For the suffix - úil see: https://en.m.wiktionary.org/wiki/-%C3%BAil#Irish. They have a separate entry for the suffix with an etymology. Wiktionary is about as reliable as anything else for etymological questions although there are a lot of gaps. The other main sources are McBain's dictionary for Scottish Gaelic (available online; but over 100 years old and you have to recheck the derivations) and the dictionary of the Royal Irish Academy (which usually only takes you back to Old Irish).
But it's not the paper that's important. If I'm reading "the newspaper" then it's the actual stories and information contained within the paper that is the crux of the statement, erego it doesn't matter whether I read it on paper or electronically, I'm still reading the news. Even many of the electronic news sites still call themselves a "newspaper" even though no actual paper is involved.
People do say “I read it in the paper” where I’m from, but with “the paper” only meaning “the newspaper”. This idiom also exists in Irish, where one can say Léim sa pháipéar é, where páipéar = páipéar nuachta = nuachtán (rather than nuacht ). Since this idiom has a standard meaning in both languages, one can translate “paper” meaning “newspaper” in this sentence as páipéar and preserve the meaning.
Your use of “I read it in the paper” with “the paper” meaning “the online newspaper” could well become the standard meaning in both languages over time if printed newspapers become increasingly scarce.
Since you’re studying German and Spanish here also, you’ll also find that idiomatic English expressions will usually not translate directly to these languages as well.

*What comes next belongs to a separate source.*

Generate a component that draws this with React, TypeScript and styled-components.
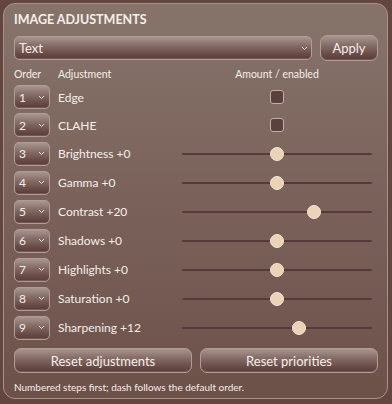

May your studies be successful!
I disagree with your description of “I read it in the paper” in describing something not read in a paper as an idiomatic norm. I read news both in a newspaper and on Web sites, and I’ve never described anything that I’ve read on a Web site as having been read “in the paper”. If Web sites prefer to call themselves “newspapers”, that’s almost certainly a shortened form of “online newspapers”, in which context makes clear that no processed wood pulp is actually involved.
I agree that “I read about that in the news” could be used no matter the medium — “the news” here refers to the collection of information in which “that” was read.
That blurring between your usage of “in the news” and “in the newspaper” in English doesn’t happen in Irish — an nuachtán áitiúil only means “the local newspaper”, an nuacht áitiúil only means “the local news”, sa nuachtán only means “in the newspaper”, and sa nuacht only means “in the news”. The distinction is clear in Irish, and I don’t understand why that clear distinction should be blurred through an idiomatic non-standard English translation.
I agree that the medium is unimportant — as I’d noted before, news is information, not the medium. That’s why “news” implying “paper” is a false premise, and helps to explain why nuacht and nuachtán are two different words with two different meanings. Nuachtán is only translatable as “newspaper” (or “journal”) — it’s the medium containing news, not the news itself.
John, I’m not here to be argumentative in the least, but you have my curiosity piqued...
Where in the US do folks say “I read it in the paper” when they aren’t specifically talking about a physical newspaper?
As a native Texan, I can’t think of any time I’ve heard it said that way...
Granted, there are vast idiomatic differences even from region to region within Texas, but this is a new one to me.
As John's comment is over 4 years old, and he hasn't participated in Duolingo for over a year, he's probably not going to reply.
For my part, I read the Irish Times online most days. If I'm telling someone about something that I read, and they say "Where did you hear that?" I might well answer "It was in the paper", where "the paper" is more a synonym for "The Irish Times" than "the newspaper". I wouldn't say "It was in the paper" if I was talking about something that I read on some online source, other than a locally available newspaper.
Note also that the question was "where did you hear that?", even though I didn't "hear" it, I read it.
You are welcome to disagree with me if you like, but that doesn't make you correct. There are 25 distinct major dialects of English within the US alone. People might not say "I read it in the paper" where you are from, but I can tell you with certainty that it is a normal idiomatic expression where I live.
The most important part of your reply is that Irish does not have a direct translation to English and idiomatic English expressions don't carry over to Irish. That's really the point of it and something I need to try to remember. For that point, I thank you.
I think that you're missing my point. Saying 'nuachtán' is only translatable as a physical newspaper seems restrictive. Few people read the news in an actual paper anymore. I haven't touched an actual physical paper copy of a newspaper in probably close to 5 years. But, it's still an idiomatic norm to say "I read it in the paper", even though I didn't actually read it in the paper, I read it on a website. There are many websites that call themselves a "newspaper", despite being delivered electronically. Thus, it still doesn't matter if it's an actual physical paper or not. "nuacht" is a more general term that could mean news from a family or friend, or from an employer or something, whereas "newspaper", regardless of actual medium implies news from an official news agency. Whether I read about a news story on the website or in a physical newspaper, I would still say "I read about that in the news". It has the same meaning as "read it in the newspaper".